§ Written problem
Only the lines from the one containing "Output the component" through the one containing "string; price: string;" should be output, both ends included and exactly as they appear, minus any pictures.

Front-end source files:
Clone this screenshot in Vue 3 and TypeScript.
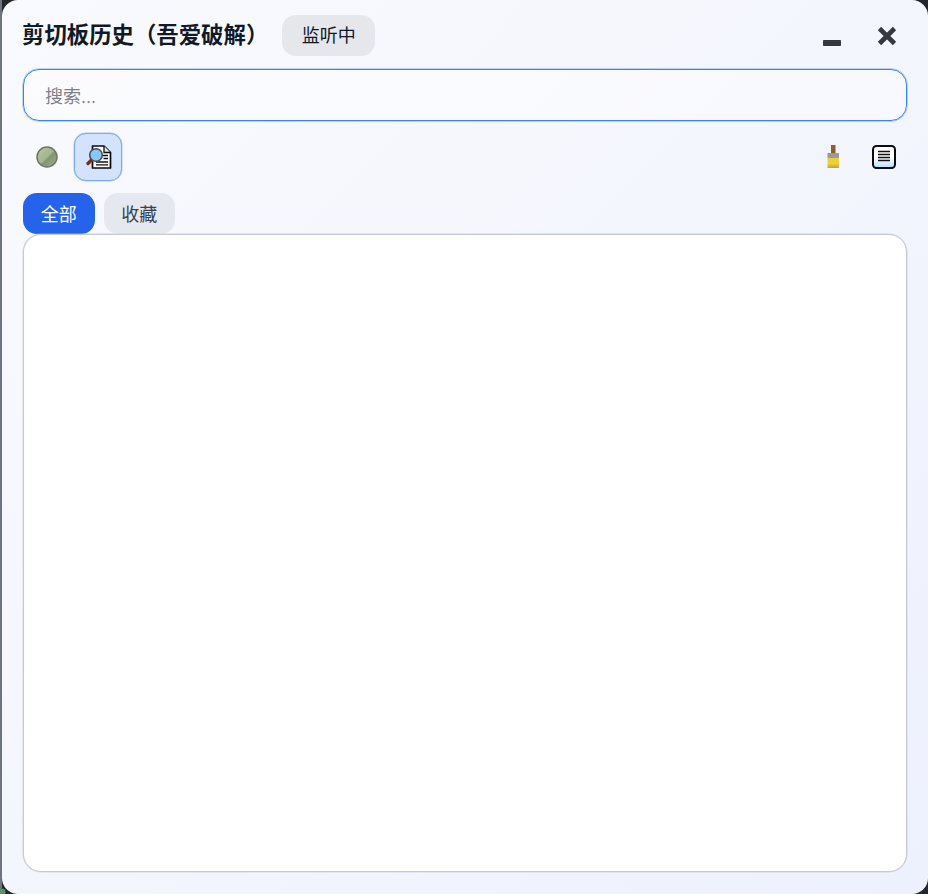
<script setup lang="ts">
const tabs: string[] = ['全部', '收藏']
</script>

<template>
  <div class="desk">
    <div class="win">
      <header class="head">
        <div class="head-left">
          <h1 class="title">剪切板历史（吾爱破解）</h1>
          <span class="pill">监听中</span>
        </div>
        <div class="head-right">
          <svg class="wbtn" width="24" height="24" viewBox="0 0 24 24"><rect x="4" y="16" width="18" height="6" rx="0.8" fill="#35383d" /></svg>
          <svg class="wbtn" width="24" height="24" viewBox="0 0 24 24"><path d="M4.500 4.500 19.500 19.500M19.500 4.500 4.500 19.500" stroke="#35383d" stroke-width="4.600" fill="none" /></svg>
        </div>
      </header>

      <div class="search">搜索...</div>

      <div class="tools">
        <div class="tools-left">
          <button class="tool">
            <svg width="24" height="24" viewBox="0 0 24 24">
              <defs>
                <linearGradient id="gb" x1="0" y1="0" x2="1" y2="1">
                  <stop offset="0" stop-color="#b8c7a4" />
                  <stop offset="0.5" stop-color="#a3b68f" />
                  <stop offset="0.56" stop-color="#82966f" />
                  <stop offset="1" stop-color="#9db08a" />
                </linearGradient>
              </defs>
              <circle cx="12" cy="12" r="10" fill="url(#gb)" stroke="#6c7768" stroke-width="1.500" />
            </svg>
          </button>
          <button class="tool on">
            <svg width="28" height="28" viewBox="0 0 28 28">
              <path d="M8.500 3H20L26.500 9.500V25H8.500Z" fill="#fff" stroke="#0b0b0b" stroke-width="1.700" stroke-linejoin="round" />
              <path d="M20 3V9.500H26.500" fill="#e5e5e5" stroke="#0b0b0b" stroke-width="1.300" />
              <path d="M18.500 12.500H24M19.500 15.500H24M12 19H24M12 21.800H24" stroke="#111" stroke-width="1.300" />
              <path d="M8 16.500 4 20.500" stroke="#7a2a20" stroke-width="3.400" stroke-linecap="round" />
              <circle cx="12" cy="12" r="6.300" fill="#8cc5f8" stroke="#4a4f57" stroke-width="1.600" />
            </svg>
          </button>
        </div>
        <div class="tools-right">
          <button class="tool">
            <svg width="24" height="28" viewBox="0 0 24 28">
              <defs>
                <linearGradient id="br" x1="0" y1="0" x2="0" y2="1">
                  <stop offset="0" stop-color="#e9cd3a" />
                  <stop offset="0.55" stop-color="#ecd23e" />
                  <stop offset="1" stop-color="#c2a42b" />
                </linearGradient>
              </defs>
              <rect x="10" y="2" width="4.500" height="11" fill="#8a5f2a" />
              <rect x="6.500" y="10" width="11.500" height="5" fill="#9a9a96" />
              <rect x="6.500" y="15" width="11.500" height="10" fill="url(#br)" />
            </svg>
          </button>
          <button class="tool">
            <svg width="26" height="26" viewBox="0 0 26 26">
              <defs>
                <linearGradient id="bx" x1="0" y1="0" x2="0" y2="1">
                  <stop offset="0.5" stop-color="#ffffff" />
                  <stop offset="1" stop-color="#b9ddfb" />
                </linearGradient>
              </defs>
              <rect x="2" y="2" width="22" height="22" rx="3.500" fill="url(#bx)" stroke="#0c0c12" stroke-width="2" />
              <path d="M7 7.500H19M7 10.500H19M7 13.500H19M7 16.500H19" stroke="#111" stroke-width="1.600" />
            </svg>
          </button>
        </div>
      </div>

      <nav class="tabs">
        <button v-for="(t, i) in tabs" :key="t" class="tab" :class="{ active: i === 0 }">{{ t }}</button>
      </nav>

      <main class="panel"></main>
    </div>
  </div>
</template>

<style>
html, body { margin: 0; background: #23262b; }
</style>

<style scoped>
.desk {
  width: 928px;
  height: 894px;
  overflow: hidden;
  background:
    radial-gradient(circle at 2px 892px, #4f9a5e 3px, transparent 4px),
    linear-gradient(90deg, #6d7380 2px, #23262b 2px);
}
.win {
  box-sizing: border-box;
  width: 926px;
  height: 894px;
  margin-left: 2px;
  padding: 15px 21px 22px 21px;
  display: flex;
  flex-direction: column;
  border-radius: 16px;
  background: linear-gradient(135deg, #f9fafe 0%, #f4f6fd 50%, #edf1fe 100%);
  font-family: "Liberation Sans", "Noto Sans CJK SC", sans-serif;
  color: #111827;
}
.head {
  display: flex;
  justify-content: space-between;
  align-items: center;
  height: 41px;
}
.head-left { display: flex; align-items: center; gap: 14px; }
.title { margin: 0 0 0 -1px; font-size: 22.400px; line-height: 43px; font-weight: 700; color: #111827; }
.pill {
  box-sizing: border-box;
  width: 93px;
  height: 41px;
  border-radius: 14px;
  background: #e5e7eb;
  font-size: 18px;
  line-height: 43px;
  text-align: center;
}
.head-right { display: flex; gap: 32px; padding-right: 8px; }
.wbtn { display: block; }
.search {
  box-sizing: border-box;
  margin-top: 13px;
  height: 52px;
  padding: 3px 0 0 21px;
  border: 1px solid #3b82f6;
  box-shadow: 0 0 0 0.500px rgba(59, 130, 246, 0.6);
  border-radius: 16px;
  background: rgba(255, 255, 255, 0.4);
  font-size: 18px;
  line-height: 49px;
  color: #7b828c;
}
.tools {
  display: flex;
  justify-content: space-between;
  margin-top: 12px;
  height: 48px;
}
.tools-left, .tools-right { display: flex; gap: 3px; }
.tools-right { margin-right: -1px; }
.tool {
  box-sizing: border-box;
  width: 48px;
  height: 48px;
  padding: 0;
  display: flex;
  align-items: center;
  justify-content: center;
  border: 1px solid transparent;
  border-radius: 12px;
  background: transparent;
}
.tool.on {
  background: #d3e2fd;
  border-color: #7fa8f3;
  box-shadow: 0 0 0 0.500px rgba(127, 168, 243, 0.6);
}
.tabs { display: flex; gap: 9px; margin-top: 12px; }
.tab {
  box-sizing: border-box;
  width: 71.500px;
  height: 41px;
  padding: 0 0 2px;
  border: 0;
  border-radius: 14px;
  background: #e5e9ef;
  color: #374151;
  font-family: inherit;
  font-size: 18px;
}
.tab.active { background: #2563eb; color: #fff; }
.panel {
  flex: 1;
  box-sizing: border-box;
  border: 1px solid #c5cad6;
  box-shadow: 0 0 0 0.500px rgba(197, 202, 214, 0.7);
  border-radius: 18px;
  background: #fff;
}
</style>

* * *

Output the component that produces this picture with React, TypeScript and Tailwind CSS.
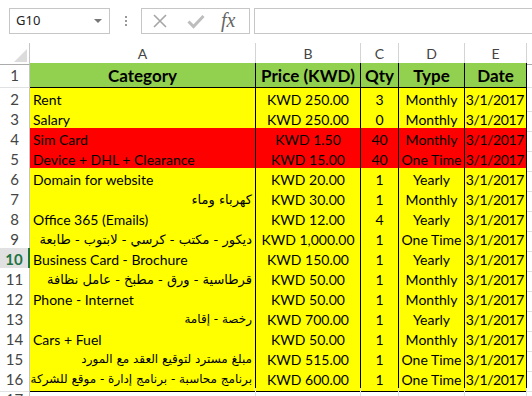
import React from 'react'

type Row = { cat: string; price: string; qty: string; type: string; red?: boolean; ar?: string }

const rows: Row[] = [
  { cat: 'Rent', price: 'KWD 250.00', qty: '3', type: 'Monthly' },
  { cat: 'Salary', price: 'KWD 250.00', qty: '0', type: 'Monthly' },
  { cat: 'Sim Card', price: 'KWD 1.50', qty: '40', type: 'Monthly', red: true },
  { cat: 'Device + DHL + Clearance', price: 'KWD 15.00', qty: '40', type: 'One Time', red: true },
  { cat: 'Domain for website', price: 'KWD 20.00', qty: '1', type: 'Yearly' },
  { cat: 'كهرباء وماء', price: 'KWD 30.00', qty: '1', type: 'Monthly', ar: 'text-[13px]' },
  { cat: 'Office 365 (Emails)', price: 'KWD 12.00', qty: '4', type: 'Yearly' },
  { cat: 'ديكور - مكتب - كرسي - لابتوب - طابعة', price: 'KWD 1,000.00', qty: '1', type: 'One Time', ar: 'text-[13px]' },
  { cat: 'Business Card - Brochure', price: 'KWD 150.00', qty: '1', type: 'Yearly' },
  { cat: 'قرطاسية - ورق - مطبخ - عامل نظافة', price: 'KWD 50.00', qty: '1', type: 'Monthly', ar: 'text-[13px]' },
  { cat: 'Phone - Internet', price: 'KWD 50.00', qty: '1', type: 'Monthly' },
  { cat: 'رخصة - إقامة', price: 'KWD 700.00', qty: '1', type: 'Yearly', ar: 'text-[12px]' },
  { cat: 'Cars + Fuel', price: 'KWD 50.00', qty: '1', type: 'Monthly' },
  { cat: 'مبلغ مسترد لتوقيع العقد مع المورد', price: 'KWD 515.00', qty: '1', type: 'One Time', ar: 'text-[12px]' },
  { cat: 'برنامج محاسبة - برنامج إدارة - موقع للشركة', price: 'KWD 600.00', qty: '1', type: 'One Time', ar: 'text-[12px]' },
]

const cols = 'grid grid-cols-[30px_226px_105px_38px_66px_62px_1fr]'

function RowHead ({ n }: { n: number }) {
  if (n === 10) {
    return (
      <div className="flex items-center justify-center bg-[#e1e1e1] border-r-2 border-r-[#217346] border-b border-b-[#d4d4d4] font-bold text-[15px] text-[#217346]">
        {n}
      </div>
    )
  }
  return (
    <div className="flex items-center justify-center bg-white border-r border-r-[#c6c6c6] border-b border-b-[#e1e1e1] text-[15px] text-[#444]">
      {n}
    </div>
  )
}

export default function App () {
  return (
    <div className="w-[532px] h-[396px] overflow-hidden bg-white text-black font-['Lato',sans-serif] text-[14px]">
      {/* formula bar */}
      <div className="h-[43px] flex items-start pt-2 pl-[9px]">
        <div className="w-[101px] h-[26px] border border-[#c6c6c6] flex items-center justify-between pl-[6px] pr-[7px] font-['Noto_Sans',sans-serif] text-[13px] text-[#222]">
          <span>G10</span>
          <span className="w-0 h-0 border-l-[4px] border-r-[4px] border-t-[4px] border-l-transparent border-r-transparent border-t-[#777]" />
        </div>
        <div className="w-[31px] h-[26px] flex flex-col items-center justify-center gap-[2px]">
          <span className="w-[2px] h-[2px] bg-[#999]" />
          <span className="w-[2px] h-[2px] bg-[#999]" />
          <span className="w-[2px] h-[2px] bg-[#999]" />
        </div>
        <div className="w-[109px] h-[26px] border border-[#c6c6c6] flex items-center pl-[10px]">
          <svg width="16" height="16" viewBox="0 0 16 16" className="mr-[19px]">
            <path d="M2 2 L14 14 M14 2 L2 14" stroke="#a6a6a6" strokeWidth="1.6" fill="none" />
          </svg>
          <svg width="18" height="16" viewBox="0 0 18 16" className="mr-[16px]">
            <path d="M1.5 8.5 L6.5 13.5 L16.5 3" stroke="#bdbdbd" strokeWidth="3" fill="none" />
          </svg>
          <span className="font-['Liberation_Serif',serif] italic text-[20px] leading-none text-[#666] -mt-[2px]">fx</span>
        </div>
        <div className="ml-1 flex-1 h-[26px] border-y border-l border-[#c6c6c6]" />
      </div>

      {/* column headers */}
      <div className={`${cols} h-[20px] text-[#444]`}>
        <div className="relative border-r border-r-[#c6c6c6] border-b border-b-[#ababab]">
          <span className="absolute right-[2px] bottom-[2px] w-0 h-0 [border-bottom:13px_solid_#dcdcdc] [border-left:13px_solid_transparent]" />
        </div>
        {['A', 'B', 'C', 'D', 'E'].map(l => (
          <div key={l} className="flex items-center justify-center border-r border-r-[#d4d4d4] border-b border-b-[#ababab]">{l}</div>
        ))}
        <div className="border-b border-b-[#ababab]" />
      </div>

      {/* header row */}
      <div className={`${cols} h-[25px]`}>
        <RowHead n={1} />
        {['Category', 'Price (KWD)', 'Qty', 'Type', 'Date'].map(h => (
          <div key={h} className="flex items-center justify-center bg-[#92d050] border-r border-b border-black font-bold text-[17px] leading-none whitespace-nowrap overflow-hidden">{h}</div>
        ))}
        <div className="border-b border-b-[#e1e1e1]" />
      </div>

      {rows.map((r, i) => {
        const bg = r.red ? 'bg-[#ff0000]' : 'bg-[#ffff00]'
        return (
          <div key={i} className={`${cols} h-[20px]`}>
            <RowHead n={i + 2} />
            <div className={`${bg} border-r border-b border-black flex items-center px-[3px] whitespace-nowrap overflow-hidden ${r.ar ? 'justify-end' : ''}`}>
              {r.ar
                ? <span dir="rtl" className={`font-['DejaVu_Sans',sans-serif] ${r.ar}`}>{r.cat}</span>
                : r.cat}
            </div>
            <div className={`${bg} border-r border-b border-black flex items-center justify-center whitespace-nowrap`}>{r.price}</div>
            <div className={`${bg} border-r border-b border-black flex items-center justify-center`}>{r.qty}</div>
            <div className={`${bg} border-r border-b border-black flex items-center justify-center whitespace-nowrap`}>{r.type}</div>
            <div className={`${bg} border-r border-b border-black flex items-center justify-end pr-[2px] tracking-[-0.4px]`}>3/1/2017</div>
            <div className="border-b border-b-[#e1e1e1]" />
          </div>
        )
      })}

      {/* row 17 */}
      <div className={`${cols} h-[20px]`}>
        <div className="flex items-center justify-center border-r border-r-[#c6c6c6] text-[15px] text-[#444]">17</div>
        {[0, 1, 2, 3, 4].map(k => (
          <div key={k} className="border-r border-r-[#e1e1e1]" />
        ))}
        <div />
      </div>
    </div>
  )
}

§ Full response
Output the component that produces this picture with React, TypeScript and Tailwind CSS.
import React from 'react'

type Row = { cat: string; price: string; qty: string; type: string; red?: boolean; ar?: string }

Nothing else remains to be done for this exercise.